▸ WORK TO DO
Skip pictures; extract every line from the one with "Recreate this image as a component" through the one with "import React from", exactly as written.

[Pages as source code]
--- --- ---
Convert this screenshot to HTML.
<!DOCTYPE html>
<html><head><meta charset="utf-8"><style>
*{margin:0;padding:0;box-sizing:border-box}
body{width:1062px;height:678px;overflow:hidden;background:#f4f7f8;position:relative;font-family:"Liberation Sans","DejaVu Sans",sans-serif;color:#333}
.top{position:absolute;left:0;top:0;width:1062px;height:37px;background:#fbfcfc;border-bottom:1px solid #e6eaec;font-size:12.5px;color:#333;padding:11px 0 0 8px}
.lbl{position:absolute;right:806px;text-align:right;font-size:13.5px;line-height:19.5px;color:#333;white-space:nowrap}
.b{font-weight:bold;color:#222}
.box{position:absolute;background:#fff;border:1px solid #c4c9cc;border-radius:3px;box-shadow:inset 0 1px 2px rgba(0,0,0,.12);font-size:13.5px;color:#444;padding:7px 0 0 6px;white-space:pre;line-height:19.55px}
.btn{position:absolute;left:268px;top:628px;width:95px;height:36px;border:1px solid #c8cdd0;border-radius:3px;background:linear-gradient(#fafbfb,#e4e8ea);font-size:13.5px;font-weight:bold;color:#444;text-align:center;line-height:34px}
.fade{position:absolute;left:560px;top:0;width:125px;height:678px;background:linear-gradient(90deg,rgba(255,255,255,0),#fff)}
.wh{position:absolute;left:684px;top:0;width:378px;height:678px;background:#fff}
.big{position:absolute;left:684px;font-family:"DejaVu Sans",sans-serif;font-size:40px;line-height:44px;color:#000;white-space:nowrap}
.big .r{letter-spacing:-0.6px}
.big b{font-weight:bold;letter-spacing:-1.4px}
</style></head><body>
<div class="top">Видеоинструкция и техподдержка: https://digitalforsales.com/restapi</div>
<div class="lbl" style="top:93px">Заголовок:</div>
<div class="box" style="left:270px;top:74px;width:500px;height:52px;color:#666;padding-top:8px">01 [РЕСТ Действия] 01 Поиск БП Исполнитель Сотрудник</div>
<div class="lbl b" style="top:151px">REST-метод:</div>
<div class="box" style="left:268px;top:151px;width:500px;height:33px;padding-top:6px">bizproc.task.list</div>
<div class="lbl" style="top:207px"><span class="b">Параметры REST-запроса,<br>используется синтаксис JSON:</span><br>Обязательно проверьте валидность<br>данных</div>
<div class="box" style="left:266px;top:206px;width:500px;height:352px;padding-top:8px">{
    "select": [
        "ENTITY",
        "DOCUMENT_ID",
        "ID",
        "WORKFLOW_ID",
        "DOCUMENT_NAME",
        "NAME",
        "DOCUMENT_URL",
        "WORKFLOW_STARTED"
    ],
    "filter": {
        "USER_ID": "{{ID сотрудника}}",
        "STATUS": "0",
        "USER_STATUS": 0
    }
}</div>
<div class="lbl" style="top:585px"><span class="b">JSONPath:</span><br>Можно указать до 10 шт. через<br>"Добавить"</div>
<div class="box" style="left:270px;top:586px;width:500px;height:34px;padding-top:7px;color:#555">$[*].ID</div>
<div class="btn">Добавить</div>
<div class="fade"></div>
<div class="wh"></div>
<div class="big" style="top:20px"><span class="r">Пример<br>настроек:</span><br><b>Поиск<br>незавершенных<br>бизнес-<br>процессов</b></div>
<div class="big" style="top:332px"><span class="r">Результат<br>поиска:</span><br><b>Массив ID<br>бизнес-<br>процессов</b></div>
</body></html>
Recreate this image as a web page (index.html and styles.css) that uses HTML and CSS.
--- --- ---
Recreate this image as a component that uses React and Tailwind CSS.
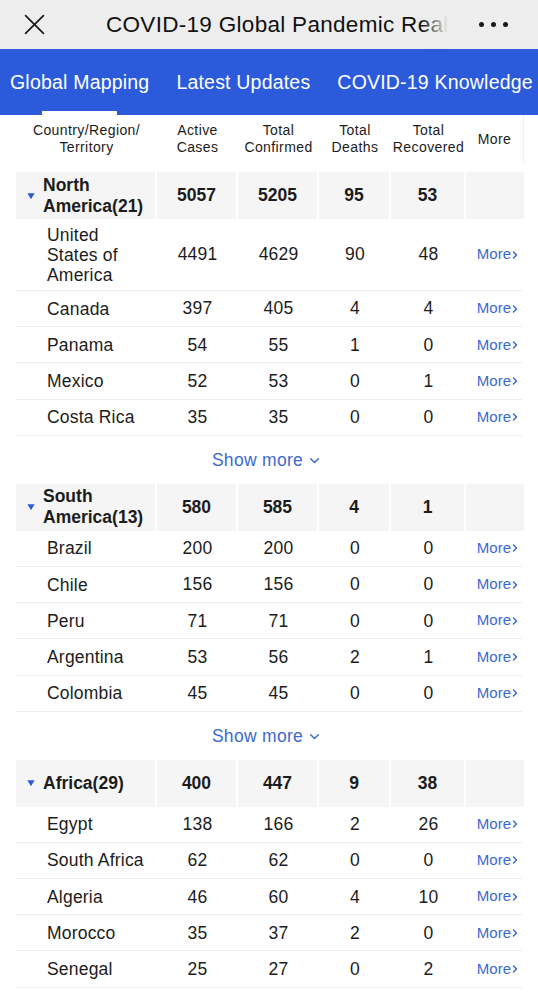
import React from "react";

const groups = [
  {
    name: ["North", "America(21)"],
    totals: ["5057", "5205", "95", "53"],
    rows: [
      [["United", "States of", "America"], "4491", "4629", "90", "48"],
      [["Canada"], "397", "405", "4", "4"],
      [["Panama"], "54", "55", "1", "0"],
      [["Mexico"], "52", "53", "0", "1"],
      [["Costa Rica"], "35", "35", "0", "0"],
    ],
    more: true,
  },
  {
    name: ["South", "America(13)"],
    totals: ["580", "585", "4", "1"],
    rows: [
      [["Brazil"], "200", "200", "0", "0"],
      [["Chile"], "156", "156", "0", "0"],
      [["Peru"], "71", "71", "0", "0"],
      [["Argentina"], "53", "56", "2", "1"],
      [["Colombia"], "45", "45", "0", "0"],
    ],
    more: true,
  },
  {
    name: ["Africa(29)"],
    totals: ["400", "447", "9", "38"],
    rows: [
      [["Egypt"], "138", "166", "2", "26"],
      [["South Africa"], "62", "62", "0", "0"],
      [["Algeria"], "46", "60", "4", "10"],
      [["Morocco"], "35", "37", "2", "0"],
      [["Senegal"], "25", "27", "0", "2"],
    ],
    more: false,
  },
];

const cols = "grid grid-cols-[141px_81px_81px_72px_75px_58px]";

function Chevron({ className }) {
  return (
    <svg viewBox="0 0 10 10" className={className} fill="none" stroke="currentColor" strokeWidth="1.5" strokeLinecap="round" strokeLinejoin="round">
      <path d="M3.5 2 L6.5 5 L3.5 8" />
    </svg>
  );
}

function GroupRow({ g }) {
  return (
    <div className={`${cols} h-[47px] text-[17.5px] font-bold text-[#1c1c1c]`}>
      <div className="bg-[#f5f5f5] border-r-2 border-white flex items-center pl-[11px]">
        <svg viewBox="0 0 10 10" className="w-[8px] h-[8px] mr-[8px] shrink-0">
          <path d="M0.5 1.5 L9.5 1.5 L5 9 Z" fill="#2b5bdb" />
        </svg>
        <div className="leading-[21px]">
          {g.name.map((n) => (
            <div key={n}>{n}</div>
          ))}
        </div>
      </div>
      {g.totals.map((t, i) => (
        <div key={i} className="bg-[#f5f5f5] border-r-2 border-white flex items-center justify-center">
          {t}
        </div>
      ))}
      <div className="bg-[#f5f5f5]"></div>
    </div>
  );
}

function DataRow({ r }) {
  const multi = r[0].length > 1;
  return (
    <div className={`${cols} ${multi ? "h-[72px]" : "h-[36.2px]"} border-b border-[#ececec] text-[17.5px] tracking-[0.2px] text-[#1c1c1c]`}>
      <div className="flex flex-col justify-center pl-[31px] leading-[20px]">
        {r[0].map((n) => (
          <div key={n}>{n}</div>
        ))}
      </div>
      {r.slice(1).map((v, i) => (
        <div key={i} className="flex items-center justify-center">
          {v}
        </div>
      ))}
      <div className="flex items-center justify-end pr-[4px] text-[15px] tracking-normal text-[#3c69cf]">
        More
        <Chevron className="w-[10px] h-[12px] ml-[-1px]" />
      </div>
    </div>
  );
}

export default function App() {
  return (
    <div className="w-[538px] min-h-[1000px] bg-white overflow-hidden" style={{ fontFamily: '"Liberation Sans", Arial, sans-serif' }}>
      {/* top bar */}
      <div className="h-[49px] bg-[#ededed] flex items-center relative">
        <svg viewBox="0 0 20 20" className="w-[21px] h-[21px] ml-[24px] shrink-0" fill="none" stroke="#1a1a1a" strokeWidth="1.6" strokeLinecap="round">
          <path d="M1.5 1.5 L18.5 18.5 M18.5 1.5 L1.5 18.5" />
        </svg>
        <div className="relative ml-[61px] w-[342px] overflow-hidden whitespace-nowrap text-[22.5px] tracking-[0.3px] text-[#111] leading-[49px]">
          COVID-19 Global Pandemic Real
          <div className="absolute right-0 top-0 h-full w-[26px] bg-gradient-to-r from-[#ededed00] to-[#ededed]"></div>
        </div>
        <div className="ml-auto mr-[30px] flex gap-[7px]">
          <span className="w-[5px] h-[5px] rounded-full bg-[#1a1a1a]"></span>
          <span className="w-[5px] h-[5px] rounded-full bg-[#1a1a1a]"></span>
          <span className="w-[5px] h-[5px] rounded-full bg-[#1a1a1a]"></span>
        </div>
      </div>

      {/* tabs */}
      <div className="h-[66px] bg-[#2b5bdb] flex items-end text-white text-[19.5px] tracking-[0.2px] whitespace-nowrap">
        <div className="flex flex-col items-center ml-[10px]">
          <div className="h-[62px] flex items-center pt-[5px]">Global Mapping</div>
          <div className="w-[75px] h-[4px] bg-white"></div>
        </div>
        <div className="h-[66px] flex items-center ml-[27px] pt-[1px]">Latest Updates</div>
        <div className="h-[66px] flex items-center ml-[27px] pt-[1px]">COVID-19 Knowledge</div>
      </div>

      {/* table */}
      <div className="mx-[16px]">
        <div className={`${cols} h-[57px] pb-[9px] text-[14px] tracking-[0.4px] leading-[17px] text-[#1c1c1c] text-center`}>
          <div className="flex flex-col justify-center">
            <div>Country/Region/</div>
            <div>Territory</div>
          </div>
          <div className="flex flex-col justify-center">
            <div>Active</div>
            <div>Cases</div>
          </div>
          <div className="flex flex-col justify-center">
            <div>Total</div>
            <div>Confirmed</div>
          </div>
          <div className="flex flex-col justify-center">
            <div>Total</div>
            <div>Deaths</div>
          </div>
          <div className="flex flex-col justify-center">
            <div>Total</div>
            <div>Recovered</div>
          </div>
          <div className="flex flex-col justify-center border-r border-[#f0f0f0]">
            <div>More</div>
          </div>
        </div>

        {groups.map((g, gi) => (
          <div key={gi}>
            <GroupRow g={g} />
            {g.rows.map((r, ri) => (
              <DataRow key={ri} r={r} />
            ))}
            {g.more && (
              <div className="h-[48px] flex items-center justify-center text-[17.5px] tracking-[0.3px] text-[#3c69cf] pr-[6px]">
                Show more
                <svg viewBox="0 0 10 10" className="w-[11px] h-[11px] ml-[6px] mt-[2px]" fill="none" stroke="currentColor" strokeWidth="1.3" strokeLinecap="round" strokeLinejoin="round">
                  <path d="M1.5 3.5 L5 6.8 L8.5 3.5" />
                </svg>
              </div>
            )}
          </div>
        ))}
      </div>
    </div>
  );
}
--- --- ---
▸ COMPLETE ANSWER
Recreate this image as a component that uses React and Tailwind CSS.
import React from "react";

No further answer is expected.